First-session checklist
| Moment | What to do | What to avoid |
|---|---|---|
| Before starting | Confirm the official Steam access path, assign roles, and agree on a small set of callouts. | Do not search for APKs, mirrors, cracks, trainers, or unofficial download pages. |
| During a round | Use one observe, interpret, confirm, act loop at a time. | Do not stack several instructions before Blind Monkey confirms the current target. |
| After a failed attempt | Review whether the mistake came from observation, interpretation, confirmation, or action. | Do not turn one failed demo attempt into a permanent Puzzle Module rule. |
Use an observe, interpret, confirm, act loop
A useful beginner rhythm is to separate the round into four communication steps. This keeps the team from mixing guesses, observations, and actions into one rushed conversation.
| Step | Team behavior | Why it helps |
|---|---|---|
| Observe | Say what is visible or available without adding extra assumptions. | The team knows what information is real. |
| Interpret | Use role knowledge and manual-focused signals to narrow the next decision. | The team avoids acting on a guess too early. |
| Confirm | Repeat the target, order, or action before changing anything important. | Blind Monkey can act with less ambiguity. |
| Act | Make one clear change, then report that the change happened. | The next decision starts from a shared state. |
Role coordination table
The exact module details may change or require stronger evidence, but the team can still use a stable communication pattern. Keep requests and confirmations explicit.

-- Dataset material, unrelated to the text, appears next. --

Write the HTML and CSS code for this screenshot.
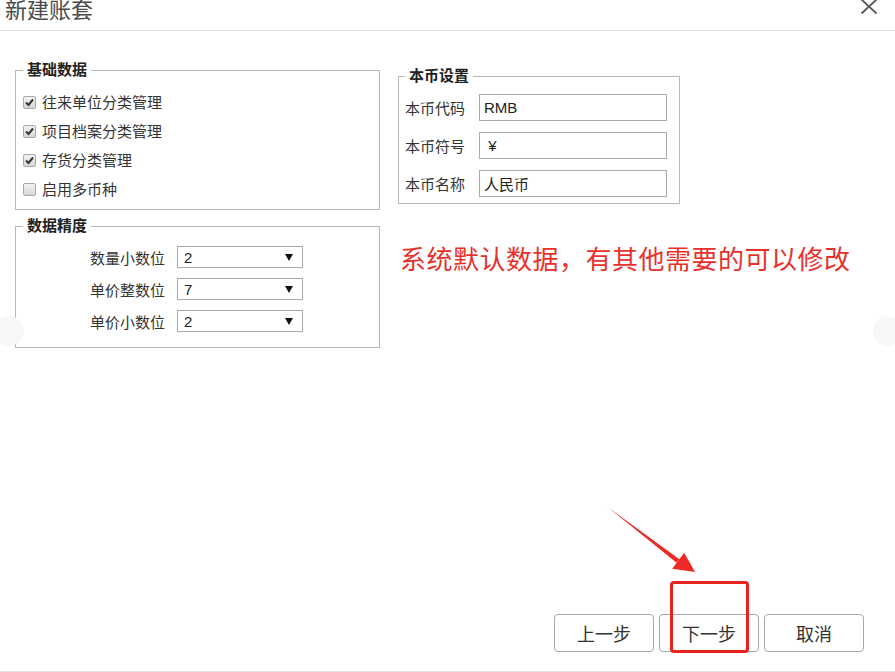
FILE: index.html
```html
<!DOCTYPE html>
<html lang="zh-CN">
<head>
<meta charset="utf-8">
<title>新建账套</title>
<link rel="stylesheet" href="styles.css">
</head>
<body>
<div class="dialog">
  <header class="head">
    <h1 class="title">新建账套</h1>
    <svg class="close" width="18" height="16" viewBox="0 0 18 16"><path d="M1.5 0.5 L16.5 14.5 M16.5 0.5 L1.5 14.5" stroke="#5a5a5a" stroke-width="1.8" fill="none"/></svg>
  </header>

  <main class="body">
    <div class="col-left">
      <fieldset class="group basic">
        <legend>基础数据</legend>
        <label class="check"><span class="box"><svg width="11" height="11" viewBox="0 0 11 11"><path d="M2 5.5 L4.5 8 L9 2.5" stroke="#333" stroke-width="2" fill="none"/></svg></span>往来单位分类管理</label>
        <label class="check"><span class="box"><svg width="11" height="11" viewBox="0 0 11 11"><path d="M2 5.5 L4.5 8 L9 2.5" stroke="#333" stroke-width="2" fill="none"/></svg></span>项目档案分类管理</label>
        <label class="check"><span class="box"><svg width="11" height="11" viewBox="0 0 11 11"><path d="M2 5.5 L4.5 8 L9 2.5" stroke="#333" stroke-width="2" fill="none"/></svg></span>存货分类管理</label>
        <label class="check"><span class="box"></span>启用多币种</label>
      </fieldset>

      <fieldset class="group precision">
        <legend>数据精度</legend>
        <div class="prow"><span class="plabel">数量小数位</span><div class="select"><span>2</span><span class="caret"></span></div></div>
        <div class="prow"><span class="plabel">单价整数位</span><div class="select"><span>7</span><span class="caret"></span></div></div>
        <div class="prow"><span class="plabel">单价小数位</span><div class="select"><span>2</span><span class="caret"></span></div></div>
      </fieldset>
    </div>

    <div class="col-right">
      <fieldset class="group currency">
        <legend>本币设置</legend>
        <div class="crow"><span class="clabel">本币代码</span><div class="input">RMB</div></div>
        <div class="crow"><span class="clabel">本币符号</span><div class="input">&nbsp;¥</div></div>
        <div class="crow"><span class="clabel">本币名称</span><div class="input">人民币</div></div>
      </fieldset>
      <p class="note">系统默认数据，有其他需要的可以修改</p>
    </div>
  </main>

  <footer class="foot">
    <button class="btn">上一步</button>
    <button class="btn">下一步</button>
    <button class="btn">取消</button>
  </footer>

  <div class="nav nav-left"></div>
  <div class="nav nav-right"></div>
  <div class="highlight"></div>
  <svg class="arrow" width="895" height="672" viewBox="0 0 895 672">
    <polygon points="604.8,504.7 605.2,505.3 679.4,559.2 676.6,562.8" fill="#ee2a24"/>
    <polygon points="695,572 684.2,552.8 672.2,568.8" fill="#ee2a24"/>
  </svg>
</div>
</body>
</html>
```

FILE: styles.css
```css
* { box-sizing: border-box; }

html, body {
  margin: 0;
  padding: 0;
  background: #fff;
}

body {
  font-family: "Liberation Sans", "Noto Sans CJK SC", sans-serif;
  color: #333;
  font-size: 15px;
}

.dialog {
  position: relative;
  width: 895px;
  height: 672px;
  display: flex;
  flex-direction: column;
  border-bottom: 1px solid #e2e2e2;
  overflow: hidden;
}

.head {
  height: 31px;
  flex: none;
  display: flex;
  justify-content: space-between;
  align-items: flex-start;
  border-bottom: 1px solid #e3e3e3;
}

.title {
  margin: 0 0 0 5px;
  font-size: 22px;
  line-height: 22px;
  font-weight: normal;
  color: #4a4a4a;
}

.close {
  margin: -1px 17px 0 0;
}

.body {
  flex: 1;
  display: flex;
  gap: 18px;
  padding: 30px 0 0 15px;
}

.col-left {
  width: 365px;
  display: flex;
  flex-direction: column;
  gap: 7px;
}

.col-right {
  width: 282px;
  padding-top: 6px;
}

.group {
  margin: 0;
  border: 1px solid #b7b7b7;
  min-width: 0;
}

.group legend {
  font-size: 15px;
  line-height: 18px;
  font-weight: bold;
  color: #222;
  padding: 0 4px;
}

.basic {
  padding: 9px 7px 5px 7px;
}

.check {
  height: 29px;
  display: flex;
  align-items: center;
  line-height: 18px;
  color: #333;
}

.box {
  width: 13px;
  height: 13px;
  margin-right: 6px;
  border: 1px solid #a9a9a9;
  border-radius: 2px;
  background: linear-gradient(#f3f3f3, #d6d6d6);
  display: flex;
  align-items: center;
  justify-content: center;
}

.precision {
  padding: 6px 7px 10px 7px;
}

.prow {
  height: 32px;
  display: flex;
  align-items: center;
}

.plabel {
  width: 142px;
  text-align: right;
  margin-right: 12px;
  color: #333;
}

.select {
  width: 126px;
  height: 22px;
  border: 1px solid #ababab;
  background: #fff;
  display: flex;
  align-items: center;
  justify-content: space-between;
  padding: 0 9px 0 6px;
  color: #222;
  font-size: 15px;
}

.caret {
  width: 0;
  height: 0;
  border-left: 4px solid transparent;
  border-right: 4px solid transparent;
  border-top: 7px solid #111;
}

.currency {
  padding: 9px 11px 6px 6px;
  display: flex;
  flex-direction: column;
  gap: 11px;
}

.crow {
  height: 27px;
  display: flex;
  align-items: center;
}

.clabel {
  width: 74px;
  color: #333;
}

.input {
  width: 188px;
  height: 27px;
  border: 1px solid #ababab;
  display: flex;
  align-items: center;
  padding-left: 4px;
  color: #222;
  font-size: 15px;
}

.note {
  margin: 39px 0 0 2px;
  font-size: 26px;
  line-height: 30px;
  letter-spacing: 0.5px;
  color: #e8312b;
  white-space: nowrap;
  font-family: "Noto Sans CJK SC", sans-serif;
}

.foot {
  flex: none;
  display: flex;
  justify-content: flex-end;
  gap: 5px;
  padding: 0 31px 19px 0;
}

.btn {
  width: 100px;
  height: 38px;
  border: 1px solid #a9a9a9;
  border-radius: 4px;
  background: #fff;
  font-family: "Noto Sans CJK SC", sans-serif;
  font-size: 18px;
  color: #333;
  padding: 0;
}

.nav {
  position: absolute;
  top: 316px;
  width: 30px;
  height: 30px;
  border-radius: 50%;
  background: #f7f7f7;
}

.nav-left { left: -6px; }
.nav-right { right: -8px; }

.highlight {
  position: absolute;
  left: 670px;
  top: 581px;
  width: 79px;
  height: 72px;
  border: 3px solid #e8231f;
  border-radius: 4px;
}

.arrow {
  position: absolute;
  left: 0;
  top: 0;
  pointer-events: none;
}
```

| Role | Usually needs | Team response |
|---|---|---|
| Blind Monkey | Clear target, order, and action instructions. | Confirm one action before asking for another change. |
| Mute Monkey | A way to send manual-focused information without normal speech. | Use agreed signals, ordered choices, or short confirmations. |
| Deaf Monkey | Feedback that does not depend only on hearing voice chat. | Use visual or repeated confirmation patterns when possible. |
| Whole team | A shared state after each action. | Say or signal when a change is done, then restart the loop. |
Agree on callouts before pressure starts
New teams should decide a small vocabulary before starting. Keep it short enough to remember under pressure.
- Wait: pause before any action.
- Repeat: ask for the last observation or instruction again.
- Confirm: ask whether the target and action are correct.
- Done: report that a change has already happened.
- Unclear: signal that the team should not treat the current idea as a rule.
Common first-session mistakes
- Trying to communicate a whole rule path instead of one decision at a time.
- Letting timer pressure replace confirmation.
- Changing signal order during a round.
- Assuming Deaf Monkey can hear ordinary voice corrections.
- Treating a demo observation as a final Puzzle Module rule.
- Searching for APK or unofficial downloads instead of using official Steam access.
What to read after this guide
If your team wants more detail, read the role pages next: Blind Monkey, Mute Monkey, and Deaf Monkey. Use the Puzzle Modules index only to understand public evidence boundaries until reliable module details support deeper pages.
Beginner FAQ
Is this a full manual?
No. It is a beginner coordination guide based on public information and site-owned analysis. It should not be treated as an official manual.
Should I read the roles pages first?
Read this page first if you want the overall flow. Read the role pages first if your team already knows the game premise but is confused by Blind Monkey, Mute Monkey, or Deaf Monkey responsibilities.
Does this include Puzzle Module solutions?
No. Puzzle Module solutions need stronger evidence than the site currently has. The Puzzle Modules index explains that boundary.
Can I use this before playing the demo?
Yes. The checklist and communication loop are intended for first-session preparation, while the demo guide should be used for current access context.
What still needs confirmation
Public information supports the high-level premise, role structure, Steam demo context, and Puzzle Modules as a feature. It does not confirm every final Puzzle Module rule, exact best practice, or full-release strategy. This guide should be updated when official information or reliable post-release testing provides stronger evidence.